Il fait alors deux rencontres décisives : celle d’Arthur Jugnot, comédien, producteur et directeur de théâtre. Et celle de Benjamin Bellecour, comédien lui aussi et codirecteur du Ciné 13 Théâtre qui accueillera « la Mégère », puis « Roméo et Juliette ». Deux amis de sa génération. Même détermination à être des moteurs de spectacles. En 2010, Bellecour lui propose de participer aux « Mises en capsules » du Ciné 13. « Je ne voulais pas écrire “à la table” mais “au plateau”, à partir d’improvisations. Ça m’excitait beaucoup. Trois dates dans un festival-laboratoire, c’était sans danger. » A partir de cette première mouture du « Porteur d’histoire », tout s’enchaîne. Le Théâtre 13 l’invite à présenter l’intégralité de la pièce. Les files d’attente gonflent au guichet. En février 2013 le spectacle est repris au Studio des Champs-Elysées pour 60 représentations. Il en fera 700.
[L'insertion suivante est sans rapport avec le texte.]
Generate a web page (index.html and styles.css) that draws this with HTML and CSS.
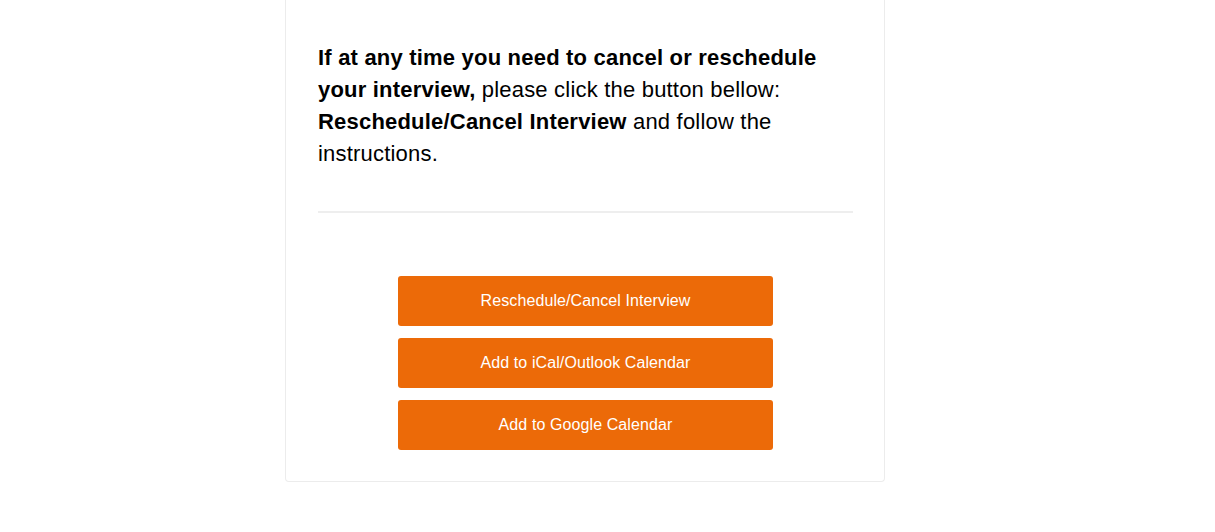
FILE: index.html
```html
<!DOCTYPE html>
<html>
<head>
<meta charset="utf-8">
<link rel="stylesheet" href="styles.css">
</head>
<body>
<div class="card">
  <p class="msg"><strong>If at any time you need to cancel or reschedule your interview,</strong> please click the button bellow: <strong>Reschedule/Cancel Interview</strong> and follow the instructions.</p>
  <hr class="divider">
  <div class="buttons">
    <a class="btn" href="#">Reschedule/Cancel Interview</a>
    <a class="btn" href="#">Add to iCal/Outlook Calendar</a>
    <a class="btn" href="#">Add to Google Calendar</a>
  </div>
</div>
</body>
</html>
```
FILE: styles.css
```css
html, body {
  margin: 0;
  padding: 0;
  background: #fff;
  font-family: "Liberation Sans", Arial, sans-serif;
}
.card {
  box-sizing: border-box;
  width: 600px;
  margin-left: 285px;
  border: 1px solid #ececec;
  border-top: none;
  border-radius: 0 0 4px 4px;
  padding: 42px 31px 31px 32px;
}
.msg {
  margin: 0;
  font-size: 22px;
  line-height: 32px;
  letter-spacing: 0.2px;
  color: #000;
}
.divider {
  border: none;
  height: 2px;
  background: #eeeeee;
  margin: 41px 0 63px;
}
.buttons {
  display: flex;
  flex-direction: column;
  align-items: center;
  gap: 12px;
}
.btn {
  display: flex;
  align-items: center;
  justify-content: center;
  width: 375px;
  height: 50px;
  background: #ec6a08;
  color: #fff;
  font-size: 16px;
  letter-spacing: 0.1px;
  text-decoration: none;
  border-radius: 3px;
}
```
“POURQUOI LE THÉÂTRE DEVRAIT-IL SÉCRÉTER L’ENNUI ?”
Les triomphes, ça vous désarçonne comme les échecs, il faut aussitôt se remettre en selle. A quoi Michalik va s’employer avec « le Cercle des illusionnistes ». Lequel a prouvé que le succès du « Porteur d’histoire » n’était pas un hasard. « Edmond » est un projet destiné au cinéma, mais tous les réalisateurs contactés l’ont refusé. Michalik décide alors de passer par le théâtre. Douze acteurs sur le plateau, pas de tête d’affiche… Sébastien Azzopardi, codirecteur du Palais-Royal, dit quand même banco. La fortune sourit à l’audacieux. Cependant Michalik assure ne pas connaître la recette du succès. « J’essaie de faire des spectacles à la fois populaires et exigeants. Pourquoi le théâtre devrait-il sécréter l’ennui? » Principale qualité, son sens du rythme. Son obsession, faire la chasse aux temps morts. Si secret il y a, c’est là qu’il réside, Michalik n’est pas doué pour la langueur. C’est un type bien dans sa peau, qui respire la joie de vivre. On dirait que la réussite n’a sur lui aucune emprise. L’argent l’intéresse peu. « Je n’ai jamais manqué de rien. Nos parents nous emmenaient en vacances, au théâtre, au cinéma, nous donnaient du temps, de l’amour. Ils étaient cultivés, on parlait de tout avec eux. » Il habite un quartier populaire de Paris (« Du moment qu’on a un toit… »), sa voiture a dix ans d’âge (« Je n’aime pas conduire »), il n’a pas de résidence secondaire, ne porte pas de vêtements de luxe, ne boit pas… « Ça ennuie mes amis : ils ne savent pas quoi m’offrir pour mon anniversaire. » Il ajoute : « Je ne rêve pas d’être millionnaire. Mon rêve, je le vis chaque jour. Je fais des spectacles et les salles sont pleines. Je pourrais m’arrêter, vivre de mes droits, mais j’ai envie de continuer. Je suis un homme d’équipe, j’adore être le chef, le général d’armée, celui qui crie : on y va, en avant les gars! » Il songe déjà à sa prochaine bataille, « Intra muros », prévue au Théâtre 13 en mars. L’histoire d’un metteur en scène venu donner un cours d’art dramatique en prison. En attendant, pour les directeurs aux abois, il fait figure d’homme providentiel. Il est vrai que son prénom, venu du grec, signifie « le secourable ».